Bottom line answer to the user’s question​

No — Azure Linux is not necessarily the only Microsoft product that includes the open‑source library implicated by CVE‑2024‑6608. It is the only Microsoft product that Microsoft has publicly attested so far to include the affected component; Microsoft’s attestation is product‑scoped and not an exclusionary guarantee that other Microsoft artifacts do not contain the same code. Microsoft has committed to expanding CSAF/VEX attestations and to update CVE mappings if additional products are identified; until then, customers should treat non‑attested Microsoft artifacts as “not yet verified” rather than “not affected.”

Final recommendations (what to do now)​

  • Immediately update all Firefox and Thunderbird installations to 128 or later.

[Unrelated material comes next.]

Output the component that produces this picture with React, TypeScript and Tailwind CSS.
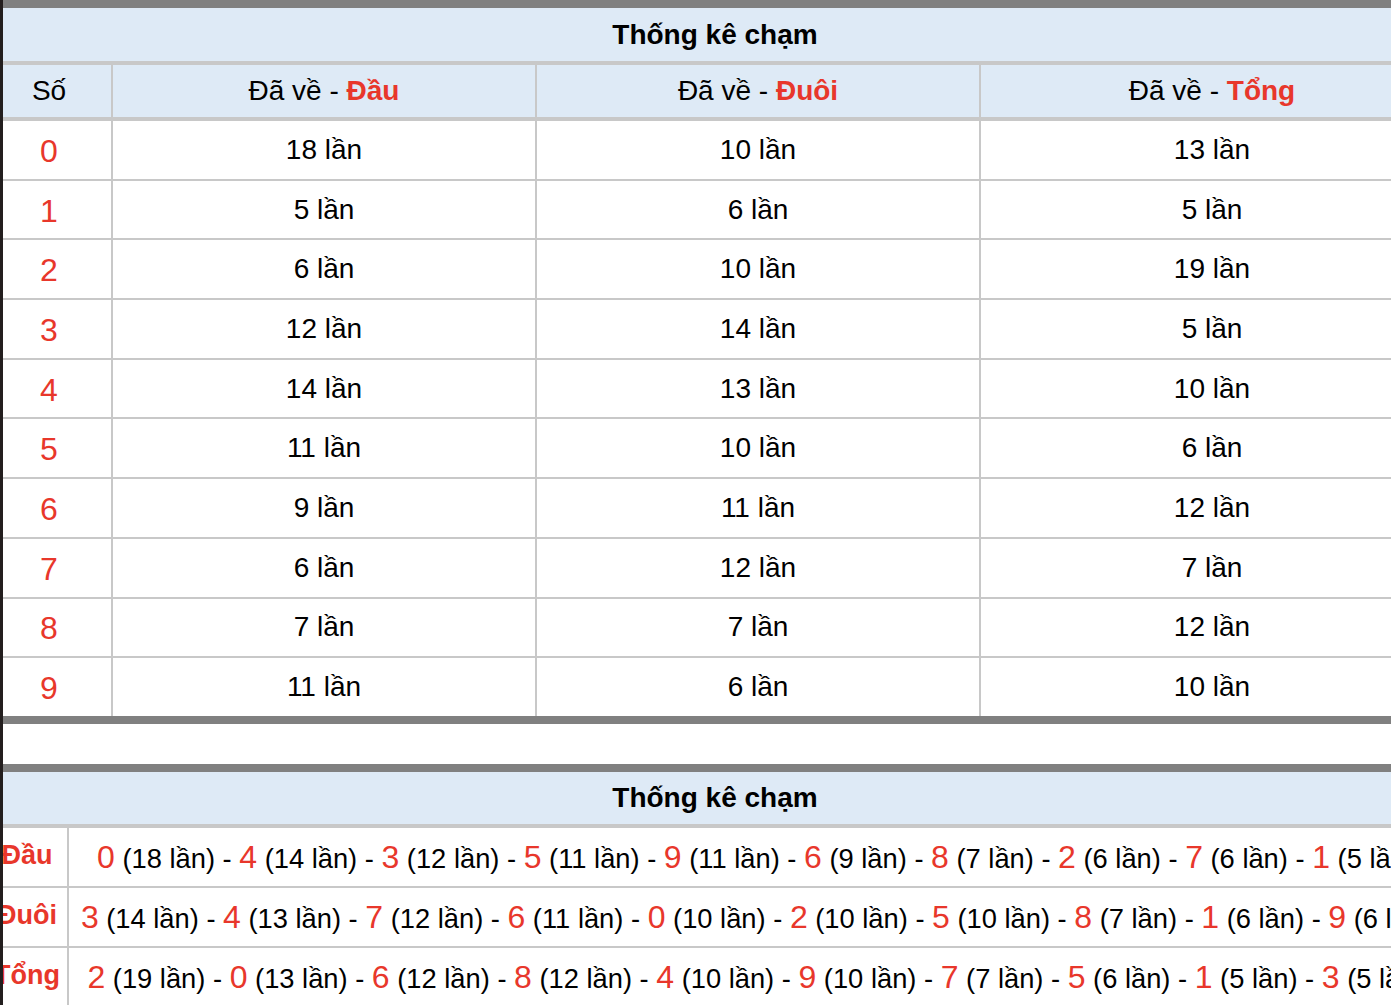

This removes the direct browser exploitation vector.
  • Patch and redeploy Azure Linux images as Microsoft publishes updates; prioritize internet‑exposed workloads and managed fleets running Azure Linux.
  • Run artifact‑level discovery (SBOMs, image scans, package inventories) across all Microsoft images and binaries you consume. Treat anything that contains the same upstream package as in scope.
  • Subscribe to Microsoft’s CSAF/VEX feed and MSRC advisories so you’re notified if Microsoft expands its attestation set beyond Azure Linux.
  • Apply short‑term mitigations (pointer‑lock restrictions, content filtering) where patching is delayed, but do not rely on them as substitutes for updates.

CVE‑2024‑6608 is straightforward to remediate on endpoints: update the affected applications. The harder, longer‑running job is supply‑chain hygiene — finding every place an upstream open‑source component is reused inside a diverse set of images and artifacts. Microsoft’s Azure Linux attestation is an important operational signal, but it should be treated as a starting point for artifact discovery and remediation across your entire environment.